►
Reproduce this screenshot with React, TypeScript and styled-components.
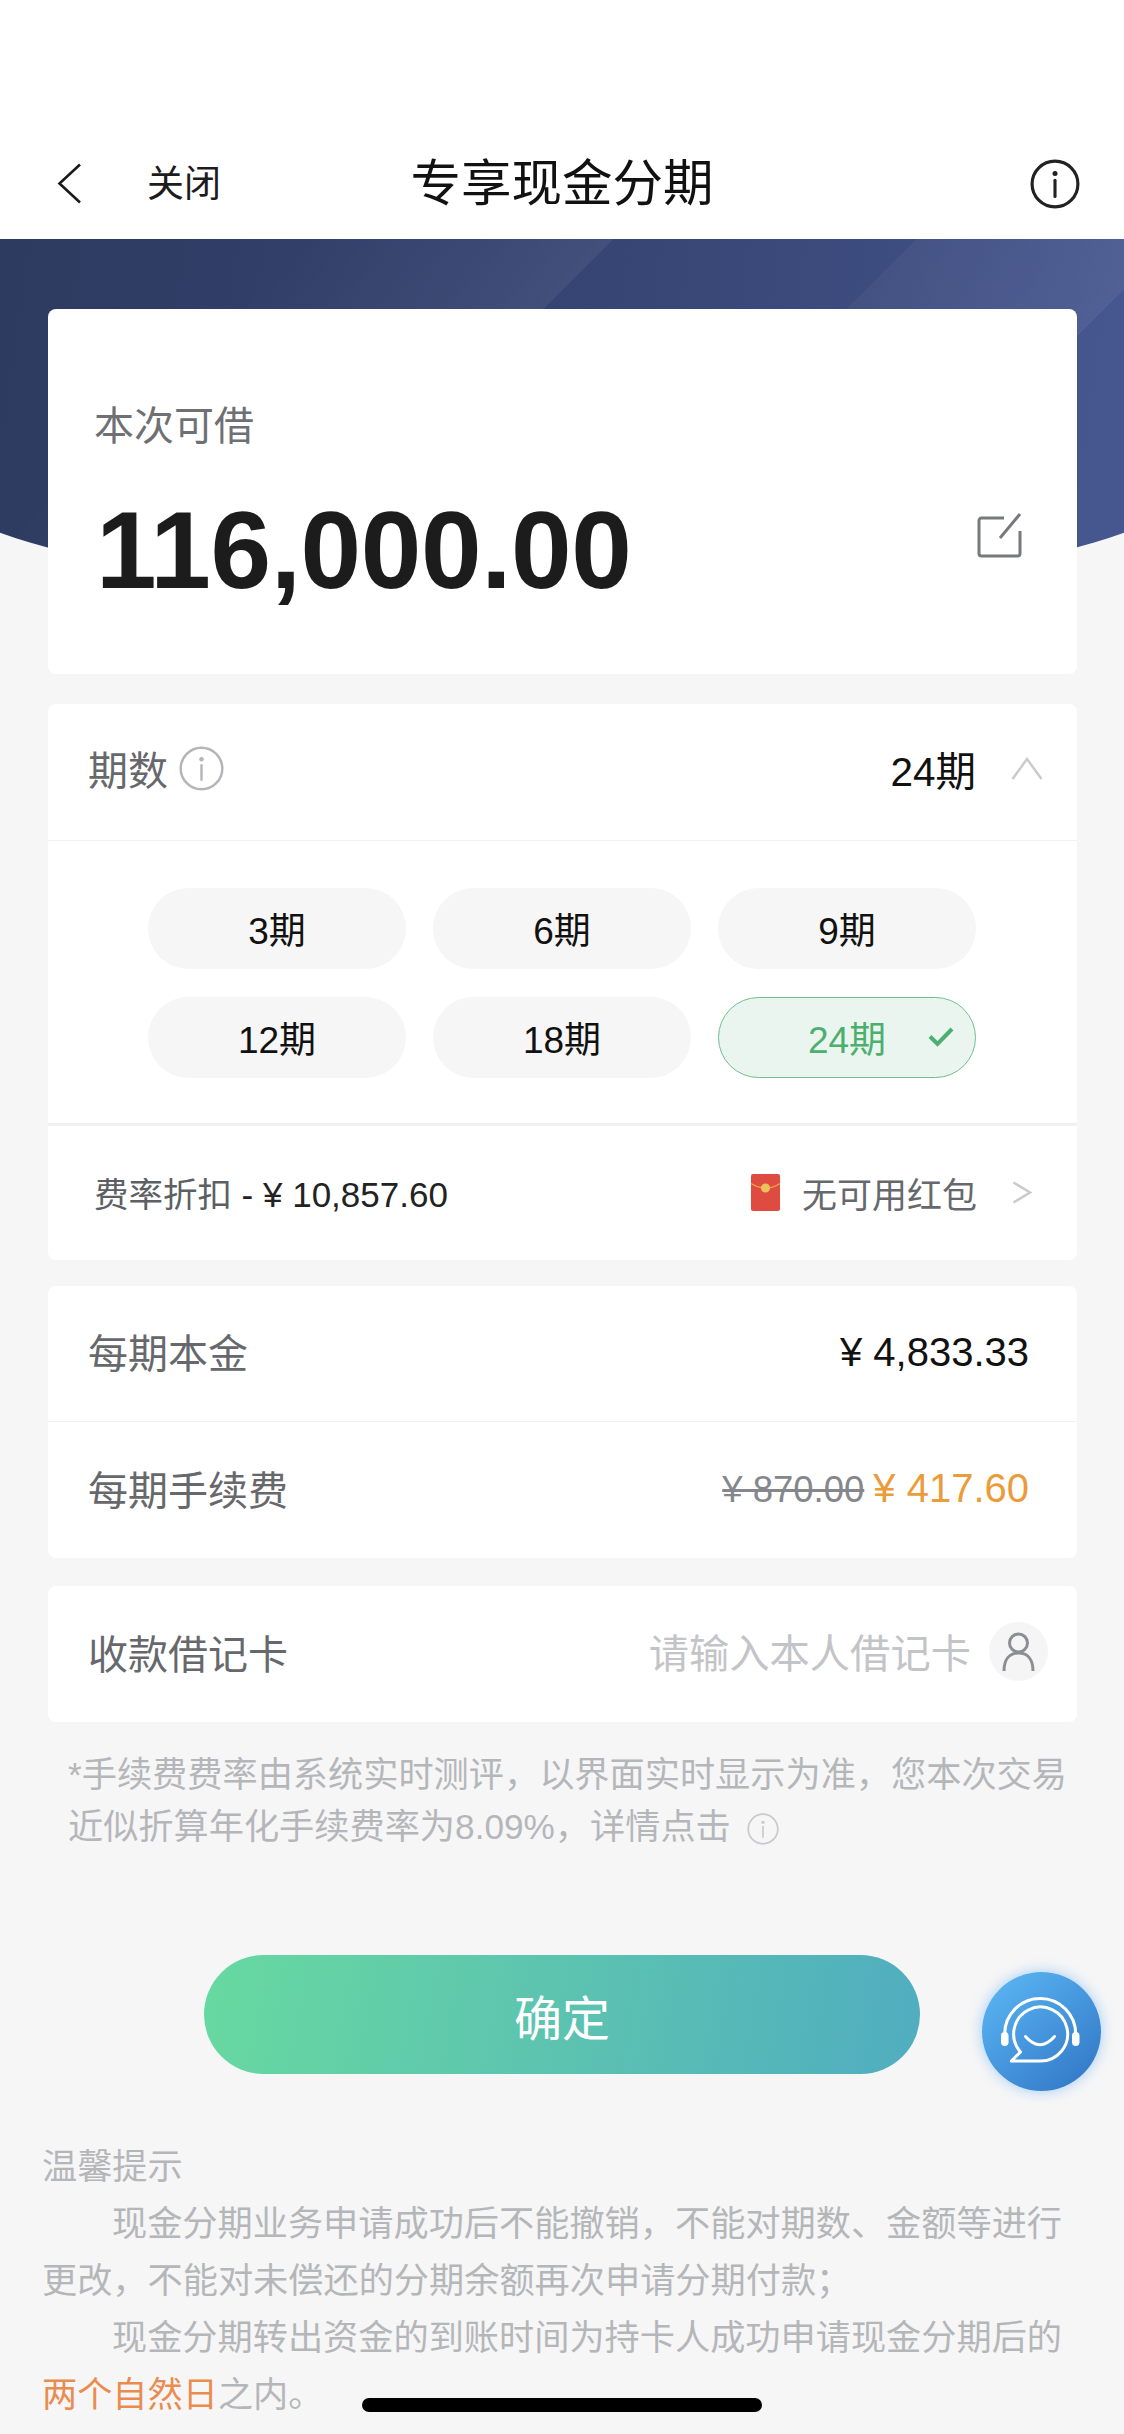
import React from "react";
import styled, { createGlobalStyle } from "styled-components";

const Global = createGlobalStyle`
  html, body { margin: 0; padding: 0; background: #f6f6f6; }
  body { font-family: "Liberation Sans", "Noto Sans CJK SC", sans-serif; }
  * { box-sizing: border-box; }
`;

const Page = styled.div`
  position: relative;
  width: 1124px;
  height: 2434px;
  overflow: hidden;
  background: #f6f6f6;
`;

const NavBar = styled.header`
  display: grid;
  grid-template-columns: 1fr auto 1fr;
  align-items: center;
  height: 239px;
  padding: 128px 57px 0 57px;
  background: #fff;
  color: #111;
`;
const NavLeft = styled.div`
  display: flex;
  align-items: center;
  gap: 65px;
  height: 111px;
`;
const CloseText = styled.span`
  font-size: 37px;
  color: #1c1c1c;
  margin-top: -5px;
`;
const Title = styled.h1`
  margin: 0;
  font-size: 50.5px;
  font-weight: 400;
  line-height: 111px;
  color: #111;
`;
const NavRight = styled.div`
  display: flex;
  justify-content: flex-end;
  margin-right: -13px;
`;

const Hero = styled.section`
  position: relative;
  padding: 70px 47px 0 48px;
  &::before {
    content: "";
    position: absolute;
    left: -78px;
    top: 0;
    width: 1280px;
    height: 360px;
    border-radius: 0 0 640px 640px / 0 0 127px 127px;
    background:
      linear-gradient(135deg, rgba(255,255,255,0) 267px, rgba(255,255,255,.06) 489px, rgba(255,255,255,0) 489px),
      linear-gradient(135deg, rgba(255,255,255,0) 703px, rgba(255,255,255,.035) 703px, rgba(255,255,255,.06) 886px, rgba(255,255,255,0) 886px),
      linear-gradient(98deg, #2d3b60 78px, #34426f 560px, #3d4c7e 950px, #46568f 1202px);
  }
`;

const Card = styled.div`
  position: relative;
  background: #fff;
  border-radius: 8px;
`;

const AmountCard = styled(Card)`
  display: flex;
  flex-direction: column;
  height: 365px;
  padding: 90px 47px 0 46px;
`;
const AmountLabel = styled.div`
  font-size: 40px;
  line-height: 54px;
  color: #6f7074;
`;
const AmountRow = styled.div`
  display: flex;
  align-items: center;
  justify-content: space-between;
  margin-top: 32px;
`;
const AmountValue = styled.div`
  font-size: 109px;
  font-weight: 700;
  line-height: 122px;
  color: #1c1c1c;
  letter-spacing: -0.4px;
  margin: 4px 0 0 2px;
`;
const EditWrap = styled.div`
  display: flex;
  margin: -26px 7px 0 0;
`;

const Stack = styled.div`
  display: flex;
  flex-direction: column;
  margin: 0 47px 0 48px;
`;
const TermCard = styled(Card)`
  margin-top: 30px;
`;
const MoneyCard = styled(Card)`
  margin-top: 26px;
`;
const BankCard = styled(Card)`
  margin-top: 28px;
`;

const Row = styled.div<{ $h: number; $line?: number; $lift?: number }>`
  display: flex;
  align-items: center;
  justify-content: space-between;
  height: ${(p) => p.$h}px;
  padding: 0 48px ${(p) => p.$lift ?? 5}px 40px;
  border-bottom: ${(p) => (p.$line ? `${p.$line}px solid #f1f1f2` : "none")};
`;
const Label = styled.span`
  font-size: 40px;
  color: #66686c;
`;
const LabelGroup = styled.div`
  display: flex;
  align-items: center;
  gap: 11px;
`;
const TermValue = styled.div`
  display: flex;
  align-items: center;
  gap: 35px;
  margin-right: -14px;
  font-size: 40.5px;
  color: #111;
`;

const OptionGrid = styled.div`
  display: grid;
  grid-template-columns: repeat(3, 258px);
  grid-auto-rows: 81px;
  column-gap: 27px;
  row-gap: 28px;
  padding: 47px 0 45px 100px;
  border-bottom: 3px solid #f1f1f2;
`;
const Option = styled.div<{ $on?: boolean }>`
  position: relative;
  display: flex;
  align-items: center;
  justify-content: center;
  padding-bottom: 2px;
  border-radius: 41px;
  font-size: 37px;
  color: ${(p) => (p.$on ? "#4caf6e" : "#111")};
  background: ${(p) => (p.$on ? "#ebf5f0" : "#f6f6f6")};
  border: ${(p) => (p.$on ? "1.5px solid #6fc08f" : "none")};
`;
const CheckWrap = styled.span`
  position: absolute;
  right: 21px;
  top: 28px;
  display: flex;
`;

const RateRow = styled.div`
  display: flex;
  align-items: center;
  justify-content: space-between;
  height: 134px;
  padding: 0 45px 2px 46px;
`;
const RateText = styled.span`
  font-size: 34.5px;
  color: #5d5f63;
  span {
    font-size: 35px;
    color: #222;
  }
`;
const PacketGroup = styled.div`
  display: flex;
  align-items: center;
`;
const PacketText = styled.span`
  margin: 0 35px 0 22px;
  font-size: 35px;
  color: #66686c;
`;

const MoneyValue = styled.span`
  margin-top: 2px;
  font-size: 40px;
  color: #111;
`;
const FeeGroup = styled.div`
  display: flex;
  align-items: baseline;
  gap: 9px;
  margin-top: 2px;
`;
const OldFee = styled.span`
  font-size: 36.5px;
  color: #85878c;
  text-decoration: line-through;
`;
const NewFee = styled.span`
  font-size: 40px;
  color: #ec9b3a;
`;
const BankRow = styled(Row)`
  padding-right: 29px;
`;
const Placeholder = styled.span`
  font-size: 40.3px;
  color: #c3c4c7;
  margin-top: -2px;
`;
const BankRight = styled.div`
  display: flex;
  align-items: center;
  gap: 18px;
`;
const Avatar = styled.div`
  display: flex;
  align-items: center;
  justify-content: center;
  width: 59px;
  height: 59px;
  border-radius: 50%;
  background: #f5f5f6;
`;

const Note = styled.p`
  margin: 27px 0 0;
  padding: 0 38px 0 68px;
  font-size: 35.2px;
  line-height: 52px;
  color: #b5b6ba;
  svg { vertical-align: -6px; margin-left: 16px; }
`;

const Confirm = styled.button`
  display: block;
  width: 716px;
  height: 119px;
  margin: 102px 0 0 204px;
  border: 0;
  border-radius: 60px;
  background: linear-gradient(100deg, #68d9a0, #50adc0);
  color: #fff;
  font-family: inherit;
  font-size: 48px;
`;

const Tips = styled.section`
  margin-top: 64px;
  padding: 0 37px 0 42px;
  font-size: 35.2px;
  line-height: 57px;
  color: #b5b6b9;
`;
const TipPara = styled.p`
  margin: 0;
  text-indent: 70px;
`;
const Highlight = styled.span`
  color: #ea8c50;
`;

const ChatFab = styled.div`
  position: absolute;
  left: 982px;
  top: 1972px;
  width: 119px;
  height: 119px;
  border-radius: 50%;
  background: linear-gradient(140deg, #5dbaf7, #2f73c3);
  box-shadow: 0 0 14px rgba(90, 170, 250, 0.55);
`;
const HomeBar = styled.div`
  position: absolute;
  left: 362px;
  top: 2398px;
  width: 400px;
  height: 14px;
  border-radius: 7px;
  background: #000;
`;

const InfoIcon = ({ size, color, sw }: { size: number; color: string; sw: number }) => (
  <svg width={size} height={size} viewBox="0 0 48 48" fill="none">
    <circle cx="24" cy="24" r={24 - sw / 2 - 0.5} stroke={color} strokeWidth={sw} />
    <circle cx="24" cy="14" r="2.4" fill={color} />
    <path d="M24 20.5V36" stroke={color} strokeWidth={sw} strokeLinecap="round" />
  </svg>
);

export default function App() {
  return (
    <Page>
      <Global />
      <NavBar>
        <NavLeft>
          <svg width="25" height="41" viewBox="0 0 25 41" fill="none">
            <path d="M23 1.5 2.5 20.5 23 39.5" stroke="#1a1a1a" strokeWidth="2.6" />
          </svg>
          <CloseText>关闭</CloseText>
        </NavLeft>
        <Title>专享现金分期</Title>
        <NavRight>
          <InfoIcon size={50} color="#222" sw={3} />
        </NavRight>
      </NavBar>

      <Hero>
        <AmountCard>
          <AmountLabel>本次可借</AmountLabel>
          <AmountRow>
            <AmountValue>116,000.00</AmountValue>
            <EditWrap>
              <svg width="46" height="45" viewBox="0 0 46 45" fill="none">
                <path d="M27 5H4.5A2.5 2.5 0 0 0 2 7.5v33A2.5 2.5 0 0 0 4.5 43h36a2.5 2.5 0 0 0 2.5-2.5V18" stroke="#77797d" strokeWidth="3" />
                <path d="M23 25 43 1" stroke="#77797d" strokeWidth="3" />
              </svg>
            </EditWrap>
          </AmountRow>
        </AmountCard>
      </Hero>

      <Stack>
        <TermCard>
          <Row $h={137} $line={1} $lift={8}>
            <LabelGroup>
              <Label>期数</Label>
              <InfoIcon size={45} color="#b4b5b9" sw={2.6} />
            </LabelGroup>
            <TermValue>
              24期
              <svg width="32" height="23" viewBox="0 0 32 23" fill="none">
                <path d="M1.5 22 16 2 30.5 22" stroke="#c9cace" strokeWidth="2.4" />
              </svg>
            </TermValue>
          </Row>
          <OptionGrid>
            <Option>3期</Option>
            <Option>6期</Option>
            <Option>9期</Option>
            <Option>12期</Option>
            <Option>18期</Option>
            <Option $on>
              24期
              <CheckWrap>
                <svg width="26" height="21" viewBox="0 0 26 21" fill="none">
                  <path d="M2 10.5 9.5 18 24 3" stroke="#4caf6e" strokeWidth="4" />
                </svg>
              </CheckWrap>
            </Option>
          </OptionGrid>
          <RateRow>
            <RateText>
              费率折扣 <span>- ¥ 10,857.60</span>
            </RateText>
            <PacketGroup>
              <svg width="29" height="37" viewBox="0 0 29 37">
                <rect width="29" height="37" rx="2" fill="#df4b40" />
                <path d="M0 9.5Q14.5 19 29 9.5" fill="none" stroke="#eea24a" strokeWidth="1.4" />
                <circle cx="14.5" cy="14" r="4.6" fill="#e9c25e" />
              </svg>
              <PacketText>无可用红包</PacketText>
              <svg width="20" height="23" viewBox="0 0 20 23" fill="none">
                <path d="M1.5 1.5 18 11.5 1.5 21.5" stroke="#c9cace" strokeWidth="2.4" />
              </svg>
            </PacketGroup>
          </RateRow>
        </TermCard>

        <MoneyCard>
          <Row $h={136} $line={1}>
            <Label>每期本金</Label>
            <MoneyValue>¥ 4,833.33</MoneyValue>
          </Row>
          <Row $h={136}>
            <Label>每期手续费</Label>
            <FeeGroup>
              <OldFee>¥ 870.00</OldFee>
              <NewFee>¥ 417.60</NewFee>
            </FeeGroup>
          </Row>
        </MoneyCard>

        <BankCard>
          <BankRow $h={136}>
            <Label>收款借记卡</Label>
            <BankRight>
              <Placeholder>请输入本人借记卡</Placeholder>
              <Avatar>
                <svg width="33" height="40" viewBox="0 0 33 40" fill="none">
                  <circle cx="16.5" cy="11" r="9" stroke="#8c8e93" strokeWidth="3" />
                  <path d="M2 39c0-11 5-18 14.5-18S31 28 31 39" stroke="#8c8e93" strokeWidth="3" />
                </svg>
              </Avatar>
            </BankRight>
          </BankRow>
        </BankCard>
      </Stack>

      <Note>
        *手续费费率由系统实时测评，以界面实时显示为准，您本次交易近似折算年化手续费率为8.09%，详情点击
        <InfoIcon size={32} color="#c9cace" sw={2.6} />
      </Note>

      <Confirm>确定</Confirm>

      <Tips>
        <div>温馨提示</div>
        <TipPara>现金分期业务申请成功后不能撤销，不能对期数、金额等进行更改，不能对未偿还的分期余额再次申请分期付款；</TipPara>
        <TipPara>现金分期转出资金的到账时间为持卡人成功申请现金分期后的</TipPara>
        <div>
          <Highlight>两个自然日</Highlight>之内。
        </div>
      </Tips>

      <ChatFab>
        <svg width="119" height="119" viewBox="0 0 119 119" fill="none">
          <path d="M22.7 62a35.5 35.5 0 0 1 71 0" stroke="#fff" strokeWidth="3" />
          <rect x="19" y="60" width="7.5" height="14" rx="3.7" fill="#fff" />
          <rect x="90" y="60" width="7.5" height="14" rx="3.7" fill="#fff" />
          <path d="M38.5 80A27 27 0 1 1 57.7 89H29.3Z" stroke="#fff" strokeWidth="3" strokeLinejoin="round" />
          <path d="M43.5 64.5Q58 81 72.5 64.5" stroke="#fff" strokeWidth="3" strokeLinecap="round" />
        </svg>
      </ChatFab>
      <HomeBar />
    </Page>
  );
}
◄
Where a line in the material above holds "components", copy that line.

Reproduce this screenshot with React, TypeScript and styled-components.
import styled, { createGlobalStyle } from "styled-components";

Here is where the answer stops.